Hebatnya, Indonesia menjadi negara maju dengan didorong pertumbuhan kelas konsumen yang akan tumbuh dua kali lipat pada 2030. Lebih lanjut diperkirakan perekonomian Indonesia terus tumbuh 5%-6%, pada tahun 2030 terdapat tambahan 90 juta jiwa kelas konsumen baru. Jika Indonesia mampu meningkatkan pertumbuhan ekonomi menjadi 7%, besar kemungkinan akan tumbuh 170 juta jiwa kelas konsumen baru.

Indonesia dikenal sebagai negara yang memiliki konsumsi domestik yang besar. Berbeda dengan Cina dan India yang tumbuh pesat disebabkan tingginya angka kontribusi ekspor. Sebagai gambaran, McKinsey menjelaskan kontribusi ekspor terhadap pertumbuhan PDB (Produk Domestik Bruto) Indonesia hanya sekitar 11%, sementara kontribusi konsumsi domestik terhadap PDB mencapai 55%.

Sebuah peluang fantastis bukan? Sekarang pertanyaannya, apakah produsen juga akan tumbuh seiring pertumbuhan dua kali lipat konsumen? Apakah kita sebagai generasi muda membiarkan kontribusi konsumsi yang 55% dimanfaatkan oleh negara asing? Tentunya jawabannya tidak. Sebagai negara yang kaya akan sumber daya alam, tentunya sangat banyak peluang usaha yang bisa dikembangkan. 

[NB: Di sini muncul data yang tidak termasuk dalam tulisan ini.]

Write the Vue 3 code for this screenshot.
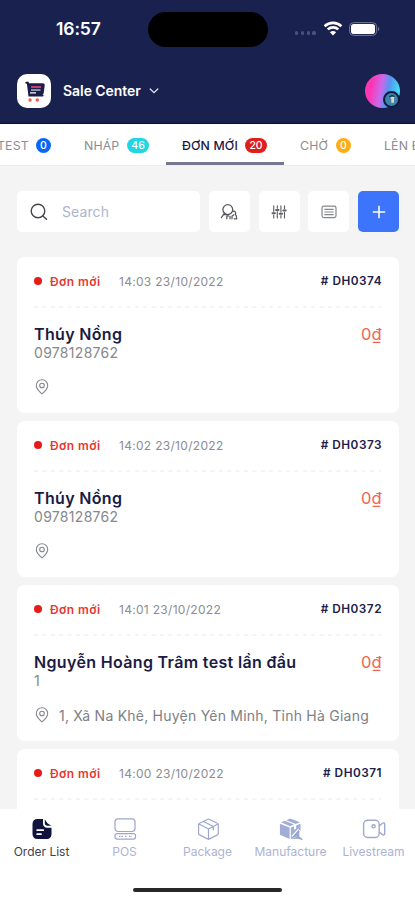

Laporan McKinsey menitikberatkan peluang pasar tersebut akan berasal dari empat sektor, tiga diantaranya mentransformasikan perekonomian Indonesia yakni jasa, perkebunan dan perikanan, dan sumber daya alam. Hal terakhir yang penting adalah bagaimana memainkan peran dalam meningkatkan kemampuan tenaga kerja yang akan mendiversifikasi perekonomian Indonesia lebih hebat lagi. 

Sebagai generasi muda, kita harus tahu dong cara menghadapi bonus demografi mendatang. Tentunya kita tidak mau, ketika saatnya tiba bonus demografi, kita sebagai generasi bingung tak tahu mau melakukan apa. Jangan sampai kita hanya menjadi penonton di panggung kehidupan bangsa kita sendiri. Untuk itu perlu pengenalan dan persiapan yang saat ini harus kita lakukan segera. 

Hal pertama dan terpenting untuk menghadapi bonus demografi adalah produktivitas. Untuk meningkatkan produktivitas dibutuhkan lapangan kerja yang mampu menampung peningkatan tenaga kerja usia produktif. Tanpa adanya penciptaan lapangan pekerjaan baru serta peningkatan kualitas sumber daya manusia, bonus demografi tidak akan menjadi window of opportunity, justru sebaliknya malah menjadi window of disaster. 

Kita sebagai generasi muda tidak ingin ketika bonus demografi datang, peluang kerja sangat sulit, seleksi ketat dan berujung pada pengangguran terdidik. Oleh karenanya Indonesia butuh banyak lapangan kerja. Dan ingat lapangan kerja itu harus diciptakan dan dibangun. Nah, kesempatan untuk generasi muda, seperti kita-kita ini untuk menciptakan lapangan kerja baru. Kalau bukan kita siapa lagi. Tentunya kita tidak mau menggantungkan nasib masa depan kita pada generasi sebelum kita yang penuh berbagai persoalan. 

Kita pun harus menguatkan diri secara fisik dan finansial untuk menghadapi bonus demografi nanti. Inovasi dan kreatifitas tentu sangat dibutuhkan. Kita tak hanya bersaing sesama generasi muda di Indonesia, tapi juga kita mendapat tantangan dari luar negeri. Terlebih perdagangan bebas segera berlaku total. 

Masih banyak peluang untuk memajukan negeri ini melalui tangan wirausaha. Tanah tropis nan subur banyak yang tidak dikelola. Pemanfaatan kekayaan laut kepulauan Indonesia masih jauh dari harapan. Sektor jasa pun semakin banyak dibutuhkan di Indonesia dan masih banyak lagi. Itu tugas kita sebagai generasi muda untuk menangkap semua peluang itu dan tentunya harus dimanifestasikan dalam kehidupan nyata berupa status baru: wirausaha Indonesia.

Untuk itu mari kita berharap dan berbuat untuk masa depan Indonesia yang lebih baik. Mari arahkan resolusi kita di awal tahun 2013 ini sebagai satu langkah bersama-sama menyongsong karunia Tuhan berupa bonus demografi. Semua itu tentunya membutuhkan komitmen, kerja keras,kerja cerdas dan sikap yang pantang menyerah. Semuanya untuk Indonesia nan jaya. Selamat tahun baru 2013 hai para calon generasi muda pengusaha Indonesia.